釣竿に取り付けられた釣糸のことを「テグス」という。
一般的には、「道糸」と「鉤素(ハリス)」がある。どちらもテグスであることに違いはない。たとえば、ヤマメ釣りにおける道糸が0,8号であれば、ハリスは0,6号となる。道糸は、竿から伸びた糸であり、その先にハリスが結び付けられ、その先端に鉤が付く。すなわち道糸は、釣糸全体を遠くへ飛ばす役割と、一定の強度を確保するためのものであり、ハリスは魚の眼に見えにくくするためになるべく細い糸を使うものである。が、私たちは、そんな面倒なことはしない。「通し」と言って、竿先から鉤まで一本の糸を使う。「0,6号の通し」といえば、竿から鉤を経て魚に至る釣糸のすべてが0,6号のテグスで仕掛けられているのである。なんとなれば、大きな魚がかかった時や、水中の岩に引っ掛かったり、木の枝に絡まったりしたときに切れるのが、この道糸とハリスの結び目なのである。釣り逃がした大魚も惜しいが、その後、鉤とハリスを咥えたまま生きていかねばならぬ魚の一生を思うと気の毒でたまらぬ気がするのである。数年前のことだが、25センチほどのヤマメを釣り上げたら、そのヤマメはルアーを喉の奥まで呑み込んだまま生きていた。3~4センチもある魚の形をしたプラスチックを体内に持ちながら、なお餌を追って来たのである。これなどは、釣り師の釣技の未熟と無神経が責められるべき残酷なる事例であろう。

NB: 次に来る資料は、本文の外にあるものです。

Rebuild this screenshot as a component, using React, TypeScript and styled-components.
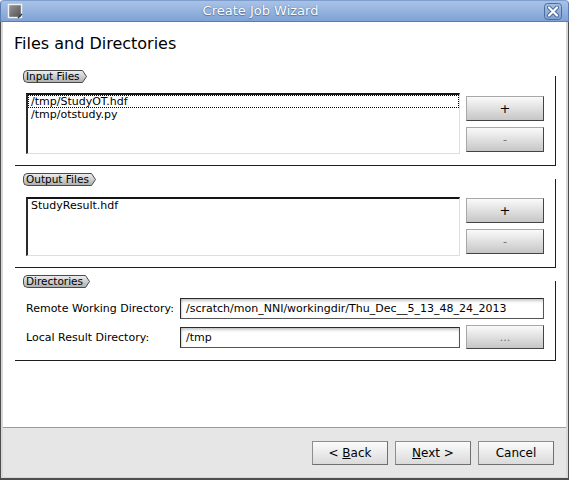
import React from "react";
import styled, { createGlobalStyle } from "styled-components";

const Global = createGlobalStyle`
  html, body { margin: 0; padding: 0; background: #ffffff; }
  body { font-family: "DejaVu Sans", "Liberation Sans", sans-serif; }
  * { box-sizing: border-box; }
`;

const Window = styled.div`
  width: 569px;
  height: 480px;
  display: flex;
  flex-direction: column;
  overflow: hidden;
`;

const TitleBar = styled.div`
  height: 22px;
  flex: none;
  display: flex;
  align-items: center;
  padding: 0 6px 0 6px;
  background: linear-gradient(#a9c3e7, #7fa2d5);
  border: 1px solid #5d7db0;
  border-top-color: #7f9dcc;
  border-radius: 4px 4px 0 0;
`;

const TitleText = styled.div`
  flex: 1;
  text-align: center;
  color: #ffffff;
  font-size: 13px;
  line-height: 20px;
  padding-right: 46px;
  text-shadow: 0 0 1px #4b6a9c, 0 1px 1px #5677aa;
`;

const Frame = styled.div`
  flex: 1;
  display: flex;
  flex-direction: column;
  background: #d8d8d8;
  border: 1px solid #4e4e4e;
  border-top: none;
  border-bottom-width: 2px;
  padding: 0 2px 1px 2px;
`;

const Body = styled.div`
  height: 405px;
  flex: none;
  background: #ffffff;
  display: flex;
  flex-direction: column;
  padding: 13px 10px 0 12px;
`;

const PageTitle = styled.div`
  font-size: 16px;
  line-height: 18px;
  color: #000;
  margin-left: -1px;
`;

const Group = styled.div<{ $top: number }>`
  margin-top: ${(p) => p.$top}px;
  border-right: 1px solid #1e1e1e;
  border-bottom: 1px solid #1e1e1e;
  padding: 0 11px 11px 11px;
  display: flex;
  flex-direction: column;
`;

const Legend = styled.div`
  margin: -6px 0 0 -3px;
  height: 13px;
  display: flex;
  align-self: flex-start;
`;

const LegendText = styled.span`
  height: 13px;
  line-height: 11px;
  padding: 0 1px 0 2px;
  font-size: 10.5px;
  color: #000;
  background: linear-gradient(#ececec, #b0b0b0);
  border: 1px solid #4a4a4a;
  border-right: none;
  border-radius: 5px 0 0 5px;
`;

const LegendTip = () => (
  <svg width="6" height="13" viewBox="0 0 6 13" style={{ display: "block" }}>
    <defs>
      <linearGradient id="lg" x1="0" y1="0" x2="0" y2="1">
        <stop offset="0" stopColor="#ececec" />
        <stop offset="1" stopColor="#b0b0b0" />
      </linearGradient>
    </defs>
    <path d="M0 0.5 H1.5 L5.5 6.5 L1.5 12.5 H0 Z" fill="url(#lg)" />
    <path d="M0 0.5 H1.5 L5.5 6.5 L1.5 12.5 H0" fill="none" stroke="#4a4a4a" strokeWidth="1" />
  </svg>
);

const ListRow = styled.div<{ $gap: number }>`
  margin-top: ${(p) => p.$gap}px;
  display: flex;
  gap: 6px;
`;

const List = styled.div<{ $h: number }>`
  flex: 1;
  height: ${(p) => p.$h}px;
  background: #fff;
  border-top: 2px solid #141414;
  border-left: 2px solid #2a2a2a;
  border-right: 1px solid #dedede;
  border-bottom: 1px solid #dedede;
  display: flex;
  flex-direction: column;
`;

const ListItem = styled.div<{ $focus?: boolean }>`
  height: 13px;
  line-height: 13px;
  font-size: 11px;
  color: #000;
  padding-left: 3px;
  outline: ${(p) => (p.$focus ? "1px dotted #000" : "none")};
  outline-offset: -1px;
  white-space: nowrap;
`;

const SideButtons = styled.div<{ $offset: number }>`
  width: 78px;
  flex: none;
  margin-top: ${(p) => p.$offset}px;
  display: flex;
  flex-direction: column;
  gap: 6px;
`;

const ToolButton = styled.div<{ $h?: number; $dim?: boolean }>`
  height: ${(p) => p.$h ?? 25}px;
  display: flex;
  align-items: center;
  justify-content: center;
  font-size: ${(p) => (p.$dim ? 11 : 13)}px;
  color: ${(p) => (p.$dim ? "#6e6e6e" : "#000")};
  background: linear-gradient(#fafafa, #c6c6c6);
  border: 1px solid;
  border-color: #a8a8a8 #444 #444 #a8a8a8;
`;

const DirGrid = styled.div`
  margin-top: 10px;
  display: grid;
  grid-template-columns: 148px 1fr 78px;
  column-gap: 6px;
  row-gap: 6px;
  align-items: center;
`;

const FieldLabel = styled.div`
  font-size: 11px;
  color: #000;
  white-space: nowrap;
`;

const TextField = styled.div<{ $span?: boolean }>`
  grid-column: ${(p) => (p.$span ? "2 / 4" : "auto")};
  height: 21px;
  display: flex;
  align-items: center;
  padding-left: 5px;
  font-size: 11px;
  color: #000;
  white-space: nowrap;
  overflow: hidden;
  background: #fff;
  border: 1px solid #555;
  border-top-color: #2a2a2a;
  border-left-color: #2a2a2a;
  box-shadow: inset 0 3px 3px -1px rgba(0, 0, 0, 0.22), inset 2px 0 2px -1px rgba(0, 0, 0, 0.15);
`;

const Footer = styled.div`
  flex: 1;
  background: #e6e6e6;
  border-top: 1px solid #9c9c9c;
  display: flex;
  justify-content: flex-end;
  align-items: flex-start;
  gap: 7px;
  padding: 13px 12px 0 0;
`;

const DialogButton = styled.div`
  width: 76px;
  height: 24px;
  display: flex;
  align-items: center;
  justify-content: center;
  font-size: 12px;
  color: #000;
  background: linear-gradient(#fbfbfb, #dadada);
  border: 1px solid #8e8e8e;
  border-right-color: #6f6f6f;
  border-bottom-color: #6f6f6f;
`;

const WindowIcon = () => (
  <svg width="16" height="16" viewBox="0 0 16 16" style={{ display: "block", flex: "none" }}>
    <defs>
      <linearGradient id="wi" x1="0" y1="0" x2="1" y2="1">
        <stop offset="0" stopColor="#9a9a9a" />
        <stop offset="1" stopColor="#4e4e4e" />
      </linearGradient>
    </defs>
    <rect x="1.5" y="1.5" width="13" height="13" fill="url(#wi)" stroke="#f2f2f2" strokeWidth="1.4" />
    <path d="M11 15 L15 11" stroke="#3a3a3a" strokeWidth="1.5" />
  </svg>
);

const CloseIcon = () => (
  <svg width="18" height="17" viewBox="0 0 18 17" style={{ display: "block", flex: "none" }}>
    <defs>
      <linearGradient id="ci" x1="0" y1="0" x2="0" y2="1">
        <stop offset="0" stopColor="#a6c0e6" />
        <stop offset="1" stopColor="#7d9fd2" />
      </linearGradient>
    </defs>
    <rect x="0.5" y="0.5" width="17" height="16" rx="3" fill="url(#ci)" stroke="#4d6c9c" />
    <path d="M5 4.5 L13 12.5 M13 4.5 L5 12.5" stroke="#49689a" strokeWidth="4" strokeLinecap="round" />
    <path d="M5 4.5 L13 12.5 M13 4.5 L5 12.5" stroke="#ffffff" strokeWidth="2.2" strokeLinecap="round" />
  </svg>
);

export default function App() {
  return (
    <Window>
      <Global />
      <TitleBar>
        <WindowIcon />
        <TitleText>Create Job Wizard</TitleText>
        <CloseIcon />
      </TitleBar>
      <Frame>
        <Body>
          <PageTitle>Files and Directories</PageTitle>

          <Group $top={23}>
            <Legend>
              <LegendText>Input Files</LegendText>
              <LegendTip />
            </Legend>
            <ListRow $gap={10}>
              <List $h={61}>
                <ListItem $focus>/tmp/StudyOT.hdf</ListItem>
                <ListItem>/tmp/otstudy.py</ListItem>
              </List>
              <SideButtons $offset={3}>
                <ToolButton>+</ToolButton>
                <ToolButton $dim>-</ToolButton>
              </SideButtons>
            </ListRow>
          </Group>

          <Group $top={13}>
            <Legend>
              <LegendText>Output Files</LegendText>
              <LegendTip />
            </Legend>
            <ListRow $gap={11}>
              <List $h={59}>
                <ListItem>StudyResult.hdf</ListItem>
              </List>
              <SideButtons $offset={1}>
                <ToolButton>+</ToolButton>
                <ToolButton $dim>-</ToolButton>
              </SideButtons>
            </ListRow>
          </Group>

          <Group $top={13}>
            <Legend>
              <LegendText>Directories</LegendText>
              <LegendTip />
            </Legend>
            <DirGrid>
              <FieldLabel>Remote Working Directory:</FieldLabel>
              <TextField $span>/scratch/mon_NNI/workingdir/Thu_Dec__5_13_48_24_2013</TextField>
              <FieldLabel>Local Result Directory:</FieldLabel>
              <TextField>/tmp</TextField>
              <ToolButton $h={24} $dim>...</ToolButton>
            </DirGrid>
          </Group>
        </Body>
        <Footer>
          <DialogButton>
            &lt;&nbsp;<u>B</u>ack
          </DialogButton>
          <DialogButton>
            <u>N</u>ext&nbsp;&gt;
          </DialogButton>
          <DialogButton>Cancel</DialogButton>
        </Footer>
      </Frame>
    </Window>
  );
}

テグスとは、天蚕(てんさん)と呼ばれる野生の蚕の仲間の楠蚕(くすさん)の幼虫から採った糸のことである。クスサンの幼虫は7~10センチほどもある芋虫で、体色は青く、白い毛が密集して生えていることから白髪太郎などと呼ばれる。楠や銀杏の木に付く。その繭は茶色で網目は粗い。このクスサンの幼虫の体内から繊維を酢に漬けながら引き出すと、糸が採れる。これが天蚕糸〈てぐす〉である。同じく天蚕の仲間である山繭(やままゆ)の緑色の繭から採れる糸が古来絹糸として珍重されたことと比べると、やや位が低いきらいがあるが、釣糸としての歴史も見落としてはならない。釣糸がナイロン糸になり、丈夫になった今も、テグスという名称だけは厳然と残っているのである。
私は現在、0,6号のナイロンテグスを使うが、夏から秋口へかけては0,5号に変える。釣師に責められて用心深くなっているヤマメは、わずか0,1ミリの差を見分けるのである。長年の釣友、渓声君は、いよいよとなったら0、175号という極細のテグスを使うというが、その糸は私どもの眼には見えないほど細い。そして糸は細いほど良く釣れるが、切れやすいという二律背反の業を負う。大物を釣り逃した後、切れて風になびく糸を呆然と見ながら、釣り師は未練がましいため息を一つ吐くのである。
「テグス」の語源を調べると、弓を引くときに手が汗で滑らないようにするために「薬煉(くすね)」という薬を塗り付け、万全の態勢で敵の襲来に備えたことにちなむ、とある。それも語源の一つではあろうが、弓弦そのものや弓の握りの部分などに巻く糸などに天蚕糸が使われていたことを考慮の内に入れるべきであろう。釣聖・太公望は、鉤の付いていない糸を垂れ続け、それにより周の国の大臣と面識を得て軍師として推挙され、殷王朝を滅ぼして周王朝を樹立した。「国」を釣った釣糸は、天蚕糸だったのではなかろうか。
私どもは、今、窓辺で天蚕を飼い、山繭を育てているから、その繭を見るたびに、古い時代の釣糸のことを思うのである。